■ EXERCISE DETAILS ■
Quote the listing in full, exactly as given, minus any pictures.

■ GIVEN INFORMATION ■
----------------------------------------

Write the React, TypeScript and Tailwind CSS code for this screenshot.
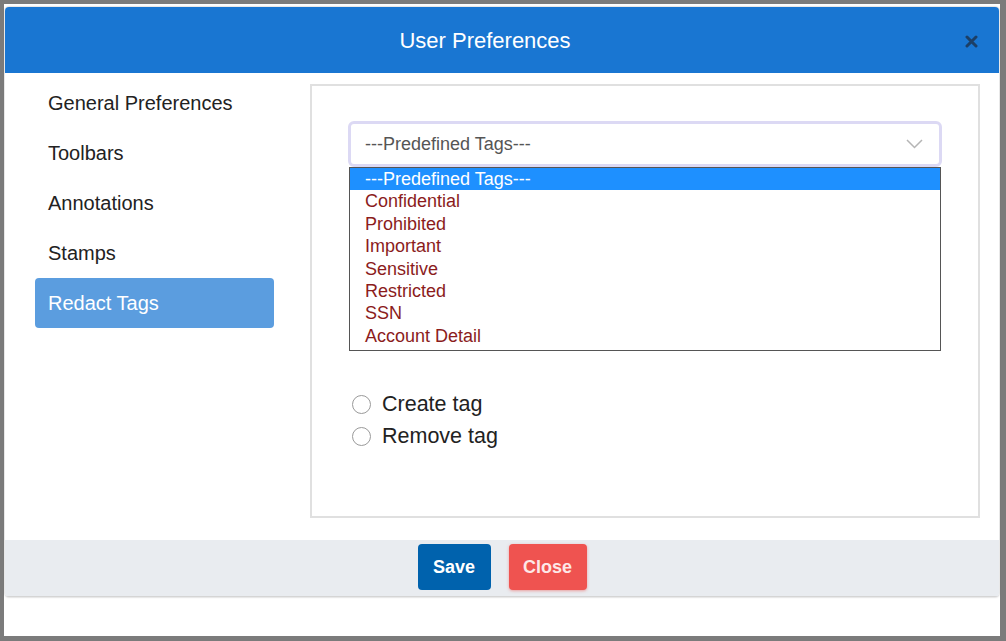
import { useState } from 'react'

const menu = ['General Preferences', 'Toolbars', 'Annotations', 'Stamps', 'Redact Tags']
const tags = [
  '---Predefined Tags---',
  'Confidential',
  'Prohibited',
  'Important',
  'Sensitive',
  'Restricted',
  'SSN',
  'Account Detail',
]

export default function App() {
  const [active, setActive] = useState('Redact Tags')
  const [mode, setMode] = useState('')

  return (
    <div
      className="w-[1006px] h-[641px] bg-[#7b7b7b] pt-[4px] pl-[4px] pr-[6px] pb-[5px] overflow-hidden"
      style={{ fontFamily: '"Liberation Sans", Arial, sans-serif' }}
    >
      <div className="w-full h-full bg-white pt-[3px] pl-[1px] pr-[1px]">
        <div className="flex flex-col h-[590px] bg-white rounded-[4px] shadow-[0_0_2px_rgba(0,0,0,0.35)] overflow-hidden">
          {/* header */}
          <div className="relative flex items-center justify-center h-[66px] bg-[#1976d2] shrink-0 pr-[34px]">
            <h1 className="text-[22px] text-white">User Preferences</h1>
            <button className="absolute right-[20px] top-[25px] w-[16px] h-[18px] flex items-center justify-center">
              <svg width="13" height="13" viewBox="0 0 13 13">
                <path d="M2 2 L11 11 M11 2 L2 11" stroke="#1c3f66" strokeWidth="3" strokeLinecap="round" />
              </svg>
            </button>
          </div>

          {/* body */}
          <div className="flex flex-1 min-h-0">
            <div className="w-[305px] shrink-0 pl-[30px] pt-[5px]">
              {menu.map((m) => (
                <div
                  key={m}
                  onClick={() => setActive(m)}
                  className={
                    'w-[239px] h-[50px] flex items-center pl-[13px] text-[20px] cursor-pointer rounded-[4px] ' +
                    (active === m ? 'bg-[#5b9ddf] text-white' : 'text-[#222]')
                  }
                >
                  {m}
                </div>
              ))}
            </div>

            <div className="flex-1 pt-[11px] pr-[19px] pb-[22px]">
              <div className="h-full border-2 border-[#e0e0e0] px-[36px] pt-[35px]">
                <div className="relative h-[46px] rounded-[6px] border-[3px] border-[#dcd9f4] bg-white flex items-center pl-[14px]">
                  <span className="text-[18px] text-[#555]">---Predefined Tags---</span>
                  <svg className="absolute right-[16px] top-[15px]" width="17" height="10" viewBox="0 0 17 10">
                    <path d="M1 1 L8.5 8.5 L16 1" fill="none" stroke="#b5b5b5" strokeWidth="1.5" />
                  </svg>
                  <div className="absolute left-[-2px] right-[-2px] top-[43px] border border-[#555] bg-white z-10 pb-[3px]">
                    {tags.map((t, i) => (
                      <div
                        key={t}
                        className={
                          'h-[22.4px] leading-[22.4px] pl-[15px] text-[18px] ' +
                          (i === 0 ? 'bg-[#1e90ff] text-white' : 'text-[#8b1c1c]')
                        }
                      >
                        {t}
                      </div>
                    ))}
                  </div>
                </div>

                <div className="mt-[225px] pl-[4px] flex flex-col gap-[8px]">
                  {['Create tag', 'Remove tag'].map((l) => (
                    <label key={l} className="flex items-center gap-[11px] h-[24px] cursor-pointer" onClick={() => setMode(l)}>
                      <span className="w-[19px] h-[19px] rounded-full border border-[#9a9a9a] bg-white flex items-center justify-center">
                        {mode === l && <span className="w-[9px] h-[9px] rounded-full bg-[#1976d2]" />}
                      </span>
                      <span className="text-[21.5px] text-[#222]">{l}</span>
                    </label>
                  ))}
                </div>
              </div>
            </div>
          </div>

          {/* footer */}
          <div className="h-[57px] shrink-0 bg-[#e9ecf0] border-b border-[#d5d5d5] flex items-start pt-[4px] justify-center gap-[18px]">
            <button className="w-[73px] h-[46px] rounded-[4px] bg-[#0062ad] text-white text-[18px] font-bold">Save</button>
            <button className="w-[78px] h-[46px] rounded-[4px] bg-[#ef5350] text-[#fde8e8] text-[18px] font-bold shadow-[0_1px_3px_rgba(239,83,80,0.5)]">
              Close
            </button>
          </div>
        </div>
      </div>
    </div>
  )
}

----------------------------------------

■ RESPONSE TO THE TASK ■
Write the React, TypeScript and Tailwind CSS code for this screenshot.
import { useState } from 'react'

const menu = ['General Preferences', 'Toolbars', 'Annotations', 'Stamps', 'Redact Tags']
const tags = [
  '---Predefined Tags---',
  'Confidential',
  'Prohibited',
  'Important',
  'Sensitive',
  'Restricted',
  'SSN',
  'Account Detail',
]

export default function App() {
  const [active, setActive] = useState('Redact Tags')
  const [mode, setMode] = useState('')

  return (
    <div
      className="w-[1006px] h-[641px] bg-[#7b7b7b] pt-[4px] pl-[4px] pr-[6px] pb-[5px] overflow-hidden"
      style={{ fontFamily: '"Liberation Sans", Arial, sans-serif' }}
    >
      <div className="w-full h-full bg-white pt-[3px] pl-[1px] pr-[1px]">
        <div className="flex flex-col h-[590px] bg-white rounded-[4px] shadow-[0_0_2px_rgba(0,0,0,0.35)] overflow-hidden">
          {/* header */}
          <div className="relative flex items-center justify-center h-[66px] bg-[#1976d2] shrink-0 pr-[34px]">
            <h1 className="text-[22px] text-white">User Preferences</h1>
            <button className="absolute right-[20px] top-[25px] w-[16px] h-[18px] flex items-center justify-center">
              <svg width="13" height="13" viewBox="0 0 13 13">
                <path d="M2 2 L11 11 M11 2 L2 11" stroke="#1c3f66" strokeWidth="3" strokeLinecap="round" />
              </svg>
            </button>
          </div>

          {/* body */}
          <div className="flex flex-1 min-h-0">
            <div className="w-[305px] shrink-0 pl-[30px] pt-[5px]">
              {menu.map((m) => (
                <div
                  key={m}
                  onClick={() => setActive(m)}
                  className={
                    'w-[239px] h-[50px] flex items-center pl-[13px] text-[20px] cursor-pointer rounded-[4px] ' +
                    (active === m ? 'bg-[#5b9ddf] text-white' : 'text-[#222]')
                  }
                >
                  {m}
                </div>
              ))}
            </div>

            <div className="flex-1 pt-[11px] pr-[19px] pb-[22px]">
              <div className="h-full border-2 border-[#e0e0e0] px-[36px] pt-[35px]">
                <div className="relative h-[46px] rounded-[6px] border-[3px] border-[#dcd9f4] bg-white flex items-center pl-[14px]">
                  <span className="text-[18px] text-[#555]">---Predefined Tags---</span>
                  <svg className="absolute right-[16px] top-[15px]" width="17" height="10" viewBox="0 0 17 10">
                    <path d="M1 1 L8.5 8.5 L16 1" fill="none" stroke="#b5b5b5" strokeWidth="1.5" />
                  </svg>
                  <div className="absolute left-[-2px] right-[-2px] top-[43px] border border-[#555] bg-white z-10 pb-[3px]">
                    {tags.map((t, i) => (
                      <div
                        key={t}
                        className={
                          'h-[22.4px] leading-[22.4px] pl-[15px] text-[18px] ' +
                          (i === 0 ? 'bg-[#1e90ff] text-white' : 'text-[#8b1c1c]')
                        }
                      >
                        {t}
                      </div>
                    ))}
                  </div>
                </div>

                <div className="mt-[225px] pl-[4px] flex flex-col gap-[8px]">
                  {['Create tag', 'Remove tag'].map((l) => (
                    <label key={l} className="flex items-center gap-[11px] h-[24px] cursor-pointer" onClick={() => setMode(l)}>
                      <span className="w-[19px] h-[19px] rounded-full border border-[#9a9a9a] bg-white flex items-center justify-center">
                        {mode === l && <span className="w-[9px] h-[9px] rounded-full bg-[#1976d2]" />}
                      </span>
                      <span className="text-[21.5px] text-[#222]">{l}</span>
                    </label>
                  ))}
                </div>
              </div>
            </div>
          </div>

          {/* footer */}
          <div className="h-[57px] shrink-0 bg-[#e9ecf0] border-b border-[#d5d5d5] flex items-start pt-[4px] justify-center gap-[18px]">
            <button className="w-[73px] h-[46px] rounded-[4px] bg-[#0062ad] text-white text-[18px] font-bold">Save</button>
            <button className="w-[78px] h-[46px] rounded-[4px] bg-[#ef5350] text-[#fde8e8] text-[18px] font-bold shadow-[0_1px_3px_rgba(239,83,80,0.5)]">
              Close
            </button>
          </div>
        </div>
      </div>
    </div>
  )
}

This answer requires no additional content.